家のことはまだ峠は越していないが50過ぎの子供が思うことを少し
風の冷たいひんやりした土曜の夜である。
今日も友人を招いて必死に二階自室の私物の片付け、積年のガラクタ、紙モノ類を箱詰めして二階から下ろした。オーディオ機器やそのラック、レコード、カセットテープ類などは大方どかしたので、今残るは散乱する紙モノ、チラシ、若いときから書き記した原稿やイラストなど書類だけとなった。明日一日あれば何とかなるかと思う。
一方外では大工たちは、二階の屋根の高さまで単管をクランプで組み、足場作りに精出していた。それは完成したので明日日曜は作業は休みだと思うが、いよいよ来週から基礎の上に柱を立ち上げていく、新築ならば「棟上」である。ウチの場合は、旧い柱を残しての半ばリフォームのような部分もあるので、そう一気には進まないとは思うが、基礎から次の段階にこれから移っていくわけで感慨深い。

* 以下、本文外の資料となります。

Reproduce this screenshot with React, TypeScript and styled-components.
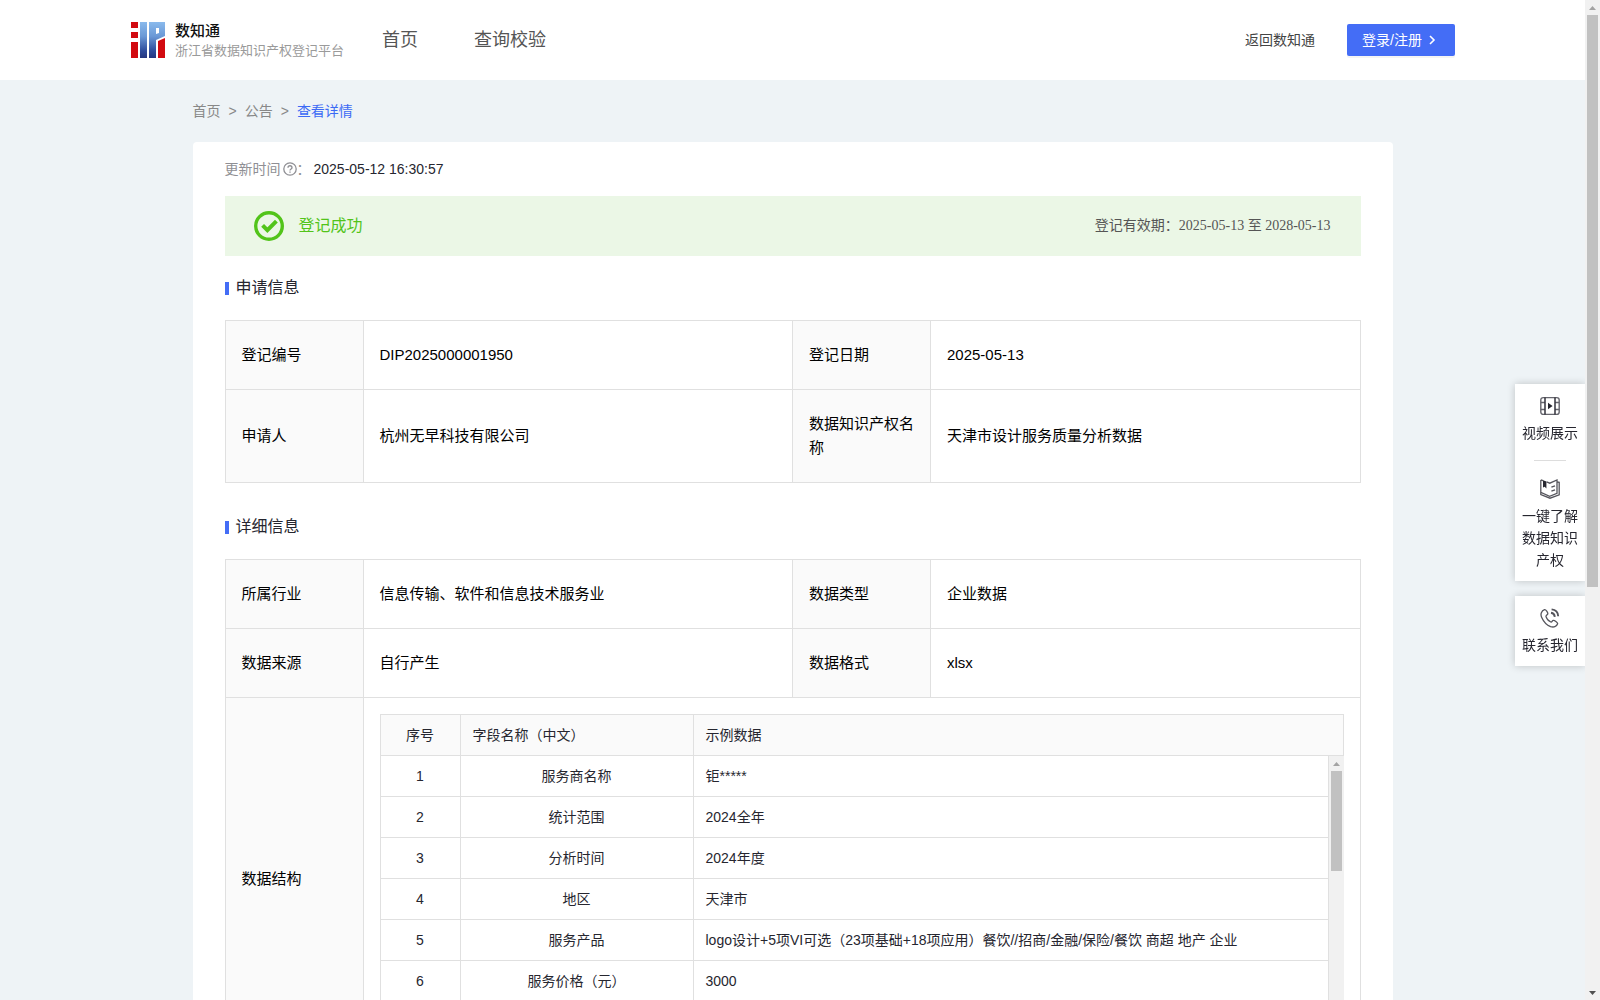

そのためにはこの二階自室をカラにして床も剥がして新たに柱を組まないとならないわけで、今週はブログも休んで寸暇を惜しんで約40年間の溜まりに溜まったガラクタを片付けているのだ。
その作業をしながらつくづくほとほと思うのは、年貢の納め時という言葉だ。ついに自分もこうしてこれまでの人生、過去ときちんと向き合い、整理と処分するときが来たということだ。恥ずかしい話、人は皆それを普通は誰もがやっている。何のことかと言えば、就職して家を出て、結婚したりする一連の事柄である。人はその都度、嫌でもそれまでの若い頃の日々、子供時代と決別し、一つづつ大人になっていく。それが年貢を納めていくことだと自分は思う。
恥を告白すると、自分は今まで一度もきちんと年貢を納めたことがなかった。一応は三流大学を何年もかかって出て就職のようなことはしたし、家も出たこともあったが、結婚もしなかったし、当然子供いないし、親元、つまり子供の頃からの家で長年親と暮らしてきて、つまりそうしたごく当たり前の社会一般的な人生を歩かなかった。つまり何十歳に歳だけはとろうとずっと子供のままだったのである。なぜなら・・・
好き勝手に自分のことだけを考え、自由気ままに日々安易に楽なほうにだらだらと生きてきた。就職もそうだし、結婚も親になることも含めてそうした人としての当然の「年貢」は極力納めないで生きることを選んだ。今だって年金どころか税金だってろくに払っていないし、本当にそこらのヤクザよりタチが悪いのらくら者怠け者である。
しかし、今家の建替えに及んで、嫌でも過去と向き合い、積年の溜まりに溜まった自らの垂れ流してきたガラクタに向き合いその処分を切羽詰って迫られ、辛いとか大変とか以前に思うは、人は皆誰でもこうしたことをその時々きちんとやって、過去を過去として決別のため処理してきているのだ、今までそれをやらないで、だらしなく生きっぱなしで来たツケがこれなのだから仕方ない。やはり人はいつかは必ず年貢を納めときがくるのだなあという自嘲のような感慨である。
敬愛するシンガー、中川五郎氏の曲に「30歳の子供」というのがある。それは、彼が70年代半ば過ぎ、ちょうどその年頃に作った、半ば自らを省みての何歳になっても大人になりきれない子供のような人たちのことを歌った傑作だと信じるが、彼は今、それを今の年齢に合わせて60歳の子供として、成長させて唄っている。それは本当に素晴らしいことで変わらない真実が今もそこにある。そのうたを聴くたび、やはりこの世には自分と同じような「年貢を納めることのできない」いつまでたっても子供のままの大人がいるのだと嘆息しつつ嬉しくもなってくる。
自分は今50を過ぎた子供だが、今回少しは年貢を納めたところで、やはり子供であることには変わらないと思う。しかし、それはそういう風にしか生きられなかったわけだし、障害が個性であるように、それもまた自分なのだから仕方ない。これからもときに応じて仕方なく年貢はちょびちょび納めるだろうが、おそらくできるだけ払わずにすむよう生きていくだろう。だって見かけはジジイでも中身は子供なのだからしょうがないではないか。そして最後には嫌でも「死」という年貢を納めるときがくるのだ。